As reported in The New Yorker, Stuart Stevens, a Republican strategist who advised Mitt Romney in 2012, tweeted: “The bottom line is that the @GOP has become a threat to democracy…it’s a clear and present danger and should be treated as such.” (Emphasis added.)

Steve Schmidt, a Republican campaign strategist for John McCain in 2008, called Trump Republicans “an American autocratic movement with Fascistic markers.” (Emphasis added.)

Below is a video that was posted on Twitter by President Trump 12/23. It’s a 17-minute video split into two parts. I wouldn’t want you to have to watch the whole thing but check out the second half. This tweet multiplied with 111k retweets, and 10.4K quote tweets and received 265K likes.

Since the election, Trump’s efforts to take over the country have gotten more extreme, culminating in efforts to overturn the vote of the people.

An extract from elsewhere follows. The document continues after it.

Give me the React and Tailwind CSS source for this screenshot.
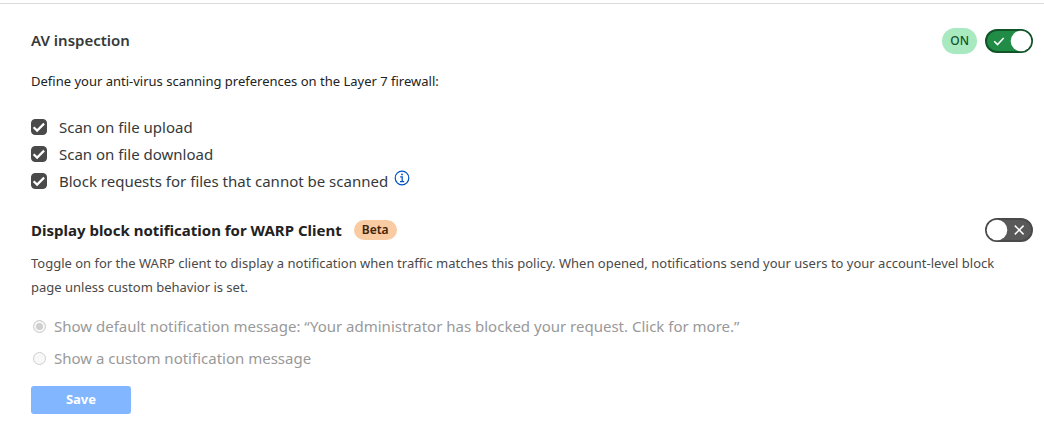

Abraham Lincoln, also a Republican, has been quoted as saying “You can fool all the people some of the time and some of the people all of the time, but you cannot fool all of the people all of the time.”

Actually, Abe, all you need is 49% of the vote and the Electoral College.

The Trick or Tweet Nightmare and the Future

This Argument Ain’t Over

The primary issue of every leader in any democracy is to protect and preserve free speech based on credible facts and information to ensure that the people control the government rather than the government controlling the people.

When faced with Covid, the Democratic Party defined leadership by asking “What is the best way to solve this national crisis?” They insisted the answer was to follow the best available science. Trump, however, defined the issue by asking “Why should American freedom be curtailed by overbearing mask wearing liberals and political correctness?”

For Trump, the primary issue has always been how to define the Democrats. He vilifies them on Twitter and supports media that broadcasts conspiracy theories, unsupported false information and propaganda in order to polarize his base. The Democrats have always been blind to this. It is really not a policy dispute.

Trump lost the election but this argument isn’t over.

Trump received 74 million votes and remains the voice of the Republican Party. It has been reported that over half of all Republicans believe that the election was stolen and Trump won.

The issue now is how can the country address this polarization in order to preserve its democracy.

The First Amendment broadly protects anything related to free political speech, so a democracy cannot rely on the government to police and protect the voting public.

In the alternative, the president of a publicly-held company would be liable for a breach of fiduciary duty for the Covid loss of life which could’ve been prevented if not for his self-dealing at the public’s expense.

Could the Justice Department create a special prosecutor to investigate and prosecute Trump for obstruction of justice, violations of the Hatch Act and many other examples of malfeasance? Yes.

What if Trump pardons himself? This has never been tested and the authorities are split, but I am virtually certain that he could not. There are endless Constitutional textual analyses available, but a self-pardon would imply the founders granted an American president more power than the king they hated, and placed the President above the law.

The people could, through their legislators, lift the protection preventing civil law suits against private companies, such as social media in defamation cases. That is not government shutting down political speech — it is just permitting damages for false speech at the expense of a private citizen or companies. But it sure could change behavior if their revenues were put at risk for profiting from the political polarization.

The only solution is that the people must protect their own government.

Public discussion to change public opinion is the only solution. It is our own individual responsibility to find ways to revive public speech.

Democrats need to listen and may need to forego prosecution or vindication rather than prove to themselves they were always right. The Democrats have always been blind to this. It is really not a policy dispute. It is a private obligation.